══ GIVEN INFORMATION

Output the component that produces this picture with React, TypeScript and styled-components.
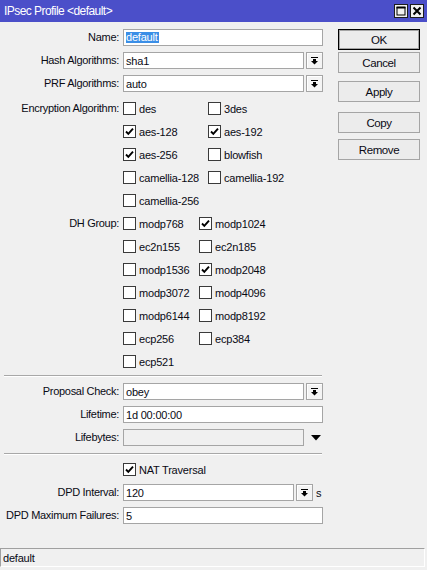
import React from "react";
import styled, { createGlobalStyle } from "styled-components";

const Global = createGlobalStyle`
  html, body { margin: 0; padding: 0; background: #f0f0f0; }
  body {
    font-family: "Liberation Sans", Arial, sans-serif;
    font-size: 11px;
    color: #0a0a14;
  }
  * { box-sizing: border-box; }
`;

const Window = styled.div`
  width: 427px;
  height: 570px;
  display: flex;
  flex-direction: column;
  background: #f0f0f0;
  overflow: hidden;
`;

const TitleBar = styled.div`
  height: 22px;
  flex: none;
  background: #4b4fc9;
  display: flex;
  align-items: center;
  padding: 0 3px 0 4px;
  color: #fff;
  font-size: 12px;
  letter-spacing: -0.55px;
`;

const Title = styled.div`
  flex: 1;
`;

const TitleButtons = styled.div`
  display: flex;
  gap: 2px;
`;

const TitleButton = styled.div`
  width: 14px;
  height: 14px;
  background: #f0f0f0;
  border: 1px solid #1c1c1c;
  display: flex;
  align-items: center;
  justify-content: center;
`;

const Body = styled.div`
  display: flex;
  padding-top: 4px;
`;

const Form = styled.div`
  width: 330px;
  display: flex;
  flex-direction: column;
`;

const Row = styled.div<{ $mt?: number }>`
  display: flex;
  align-items: center;
  height: 23px;
  margin-top: ${(p) => p.$mt ?? 0}px;
`;

const GroupRow = styled.div<{ $mt?: number }>`
  display: flex;
  align-items: flex-start;
  margin-top: ${(p) => p.$mt ?? 0}px;
`;

const Label = styled.div`
  width: 119px;
  flex: none;
  margin-right: 4px;
  text-align: right;
  white-space: nowrap;
  letter-spacing: -0.3px;
  line-height: 23px;
  height: 23px;
`;

const TextInput = styled.div<{ $w: number; $disabled?: boolean }>`
  width: ${(p) => p.$w}px;
  height: 17px;
  flex: none;
  border: 1px solid #a5a5a5;
  background: ${(p) => (p.$disabled ? "#f0f0f0" : "#fff")};
  padding-left: 2px;
  display: flex;
  align-items: center;
  white-space: nowrap;
  letter-spacing: -0.2px;
`;

const Selected = styled.span`
  background: #3a8ee6;
  color: #fff;
  line-height: 11px;
  padding: 0 1px 0 0;
`;

const DropButton = styled.div`
  width: 17px;
  height: 17px;
  flex: none;
  margin-left: 2px;
  border: 1px solid #a5a5a5;
  background: #f4f4f4;
  box-shadow: inset 1px 1px 0 #fff;
  display: flex;
  align-items: center;
  justify-content: center;
`;

const PlainArrow = styled.div`
  margin-left: 7px;
  display: flex;
  align-items: center;
`;

const Unit = styled.span`
  margin-left: 3px;
`;

const OptionGrid = styled.div<{ $col: number }>`
  display: grid;
  grid-template-columns: ${(p) => p.$col}px auto;
  grid-auto-rows: 23px;
  align-items: center;
`;

const Option = styled.label`
  display: flex;
  align-items: center;
  gap: 3px;
  white-space: nowrap;
  letter-spacing: -0.2px;
`;

const Box = styled.span`
  width: 13px;
  height: 13px;
  flex: none;
  border: 1px solid #3a3a3a;
  background: #fff;
  display: flex;
  align-items: center;
  justify-content: center;
`;

const Separator = styled.div<{ $mt: number; $mb: number }>`
  margin: ${(p) => p.$mt}px 8px ${(p) => p.$mb}px 4px;
  height: 2px;
  border-top: 1px solid #a8a8a8;
  border-bottom: 1px solid #fff;
`;

const ButtonCol = styled.div`
  width: 82px;
  margin-left: 8px;
  display: flex;
  flex-direction: column;
`;

const Button = styled.div<{ $mt: number; $default?: boolean }>`
  height: 21px;
  margin-top: ${(p) => p.$mt}px;
  border: 1px solid ${(p) => (p.$default ? "#000" : "#a5a5a5")};
  box-shadow: ${(p) => (p.$default ? "inset 0 0 0 1px #a5a5a5" : "none")};
  background: #ececec;
  display: flex;
  align-items: center;
  justify-content: center;
  font-size: 11.5px;
  letter-spacing: -0.4px;
`;

const StatusBar = styled.div`
  margin-top: auto;
  margin-bottom: 3px;
  margin-right: 2px;
  height: 19px;
  border-top: 1px solid #a0a0a0;
  border-left: 1px solid #a0a0a0;
  border-bottom: 1px solid #fff;
  border-right: 1px solid #fff;
  padding-left: 2px;
  display: flex;
  align-items: center;
  letter-spacing: -0.2px;
`;

const DropIcon = () => (
  <svg width="7" height="8" viewBox="0 0 7 8">
    <rect x="0" y="0" width="7" height="1" fill="#000" />
    <rect x="2" y="2" width="3" height="2" fill="#000" />
    <polygon points="0,4 7,4 3.5,7.5" fill="#000" />
  </svg>
);

const Check = () => (
  <svg width="11" height="11" viewBox="0 0 11 11">
    <polyline points="2,5.5 4.3,7.8 9,2.6" fill="none" stroke="#000" strokeWidth="1.9" />
  </svg>
);

const CheckOption = ({ label, checked }: { label: string; checked?: boolean }) => (
  <Option>
    <Box>{checked && <Check />}</Box>
    {label}
  </Option>
);

const encryption: [string, boolean][] = [
  ["des", false],
  ["3des", false],
  ["aes-128", true],
  ["aes-192", true],
  ["aes-256", true],
  ["blowfish", false],
  ["camellia-128", false],
  ["camellia-192", false],
  ["camellia-256", false],
];

const dh: [string, boolean][] = [
  ["modp768", false],
  ["modp1024", true],
  ["ec2n155", false],
  ["ec2n185", false],
  ["modp1536", false],
  ["modp2048", true],
  ["modp3072", false],
  ["modp4096", false],
  ["modp6144", false],
  ["modp8192", false],
  ["ecp256", false],
  ["ecp384", false],
  ["ecp521", false],
];

export default function App() {
  return (
    <Window>
      <Global />
      <TitleBar>
        <Title>IPsec Profile &lt;default&gt;</Title>
        <TitleButtons>
          <TitleButton>
            <svg width="10" height="10" viewBox="0 0 10 10">
              <rect x="1" y="1.5" width="8" height="7.5" fill="none" stroke="#000" strokeWidth="1" />
              <rect x="0.5" y="0.5" width="9" height="2" fill="#000" />
            </svg>
          </TitleButton>
          <TitleButton>
            <svg width="10" height="10" viewBox="0 0 10 10">
              <path d="M1.5 1.5 L8.5 8.5 M8.5 1.5 L1.5 8.5" stroke="#000" strokeWidth="2" />
            </svg>
          </TitleButton>
        </TitleButtons>
      </TitleBar>
      <Body>
        <Form>
          <Row>
            <Label>Name:</Label>
            <TextInput $w={200}>
              <Selected>default</Selected>
            </TextInput>
          </Row>
          <Row>
            <Label>Hash Algorithms:</Label>
            <TextInput $w={181}>sha1</TextInput>
            <DropButton>
              <DropIcon />
            </DropButton>
          </Row>
          <Row>
            <Label>PRF Algorithms:</Label>
            <TextInput $w={181}>auto</TextInput>
            <DropButton>
              <DropIcon />
            </DropButton>
          </Row>
          <GroupRow $mt={2}>
            <Label>Encryption Algorithm:</Label>
            <OptionGrid $col={85}>
              {encryption.map(([l, c]) => (
                <CheckOption key={l} label={l} checked={c} />
              ))}
            </OptionGrid>
          </GroupRow>
          <GroupRow>
            <Label>DH Group:</Label>
            <OptionGrid $col={76}>
              {dh.map(([l, c]) => (
                <CheckOption key={l} label={l} checked={c} />
              ))}
            </OptionGrid>
          </GroupRow>
          <Separator $mt={2} $mb={3} />
          <Row>
            <Label>Proposal Check:</Label>
            <TextInput $w={181}>obey</TextInput>
            <DropButton>
              <DropIcon />
            </DropButton>
          </Row>
          <Row>
            <Label>Lifetime:</Label>
            <TextInput $w={200}>1d 00:00:00</TextInput>
          </Row>
          <Row>
            <Label>Lifebytes:</Label>
            <TextInput $w={181} $disabled />
            <PlainArrow>
              <svg width="10" height="6" viewBox="0 0 10 6">
                <polygon points="0,0 10,0 5,5.5" fill="#000" />
              </svg>
            </PlainArrow>
          </Row>
          <Separator $mt={4} $mb={3} />
          <Row>
            <Label />
            <CheckOption label="NAT Traversal" checked />
          </Row>
          <Row>
            <Label>DPD Interval:</Label>
            <TextInput $w={171}>120</TextInput>
            <DropButton>
              <DropIcon />
            </DropButton>
            <Unit>s</Unit>
          </Row>
          <Row>
            <Label>DPD Maximum Failures:</Label>
            <TextInput $w={200}>5</TextInput>
          </Row>
        </Form>
        <ButtonCol>
          <Button $mt={3} $default>OK</Button>
          <Button $mt={2}>Cancel</Button>
          <Button $mt={8}>Apply</Button>
          <Button $mt={10}>Copy</Button>
          <Button $mt={6}>Remove</Button>
        </ButtonCol>
      </Body>
      <StatusBar>default</StatusBar>
    </Window>
  );
}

════

▸ REQUEST: In the listing above, how many lines include the word "React"? Answer with the number and nothing more.

▸ COMPLETED TASK: 2